Castro went back to PS 208 in January, but when another accusation had him preparing to return for a fifth stint in the rubber room, he instead decided to retire — effective last Thursday.
"I feel terrible," he said.
"You don't believe that in a school system, they're going to try to destroy a person in that particular way."
She blames principal – but end's in sight
TITLE: Film teacher
ASSIGNED TO RUBBER ROOM: March 14, 2005
ACCUSED OF: Employee misconduct
Jennifer Saunders' troubles began, she said, when she told her principal at Manhattan's High School of Graphic Communication Arts that she had overheard student gossip about a female teacher having an affair with a male student.
The principal became angry and screamed at her, she said, prompting her to complain about him to the superintendent.
Around that time in 2004, the principal eliminated her photography class and assigned her to cover for absent teachers. And the conflict grew.
She filed a police report claiming he elbowed her. He filed a police report saying she harassed him.

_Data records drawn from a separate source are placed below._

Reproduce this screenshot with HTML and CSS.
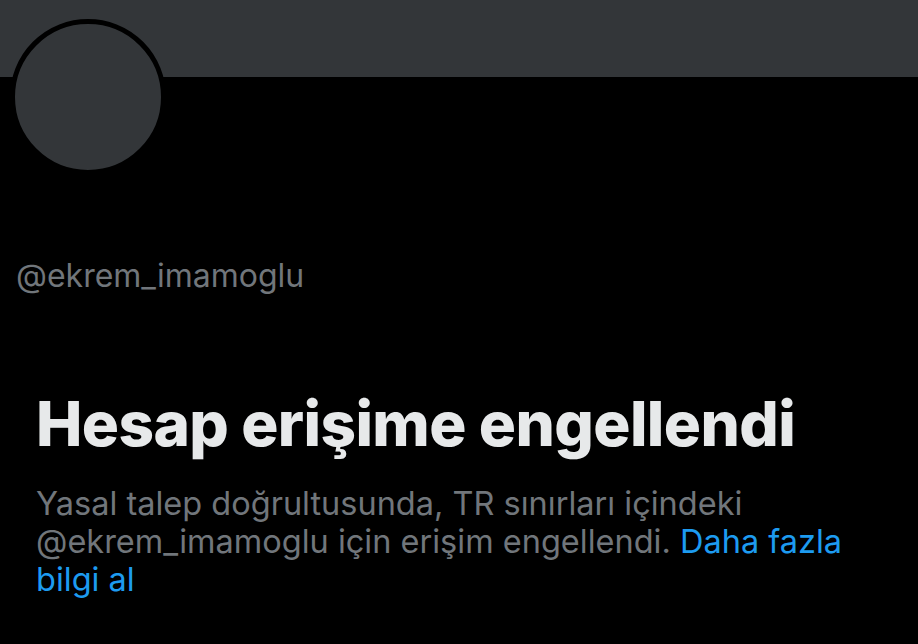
FILE: index.html
```html
<!DOCTYPE html>
<html lang="tr">
<head>
    <meta charset="UTF-8">
    <meta name="viewport" content="width=device-width, initial-scale=1.0">
    <title>@ekrem_imamoglu</title>
    <link rel="stylesheet" href="styles.css">
</head>
<body>
    <div class="banner"></div>
    <div class="profile">
        <div class="avatar"></div>
        <div class="handle">@ekrem_imamoglu</div>
    </div>
    <div class="notice">
        <h1>Hesap erişime engellendi</h1>
        <p>Yasal talep doğrultusunda, TR sınırları içindeki @ekrem_imamoglu için erişim engellendi. <a href="#">Daha fazla bilgi al</a></p>
    </div>
</body>
</html>
```

FILE: styles.css
```css
body {
    margin: 0;
    padding: 0;
    background-color: #000;
    font-family: Inter, "Noto Sans", sans-serif;
    overflow: hidden;
}
.banner {
    height: 77px;
    background-color: #333639;
}
.profile {
    padding-left: 10px;
}
.avatar {
    width: 146px;
    height: 146px;
    margin-top: -58px;
    border: 5px solid #000;
    border-radius: 50%;
    background-color: #333639;
}
.handle {
    margin-top: 83px;
    padding-left: 6px;
    font-size: 32px;
    line-height: 36px;
    color: #71767b;
}
.notice {
    padding: 0 36px;
}
.notice h1 {
    margin: 94px 0 0;
    font-size: 62px;
    line-height: 72px;
    font-weight: 800;
    color: #e7e9ea;
    letter-spacing: -0.6px;
}
.notice p {
    margin: 25px 0 0;
    max-width: 822px;
    font-size: 32.5px;
    line-height: 38px;
    color: #71767b;
}
.notice a {
    color: #1d9bf0;
    text-decoration: none;
}
```
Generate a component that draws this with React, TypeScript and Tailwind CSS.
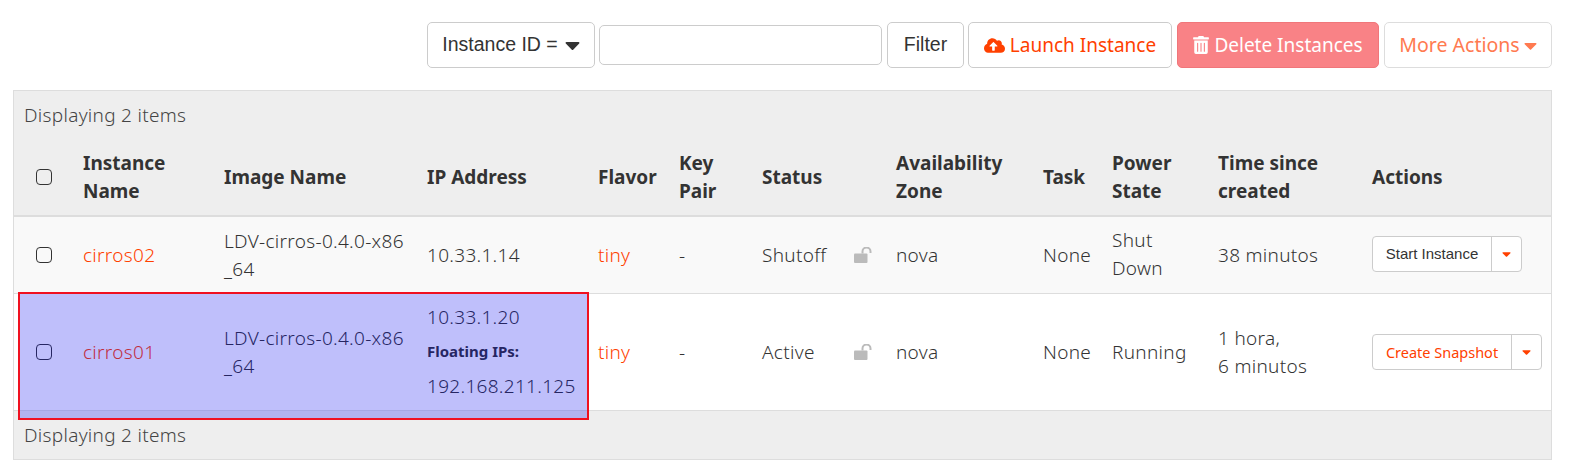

Soon, she was facing teacher misconduct charges for a host of infractions including excessive absences, allowing kids to play cards in a room where she was subbing and leaving an open newspaper out on her desk.
She was also accused of singing in an economics class and filing a false police report.
After a hearing, an arbitrator cleared Saunders of every charge except the false report, which he upheld because records showed she was teaching when she claimed the elbowing occurred.
She remained in the rubber room until late January, when she began a four-month unpaid suspension — a $24,000 fine — for that infraction. Soon, she'll return to her school.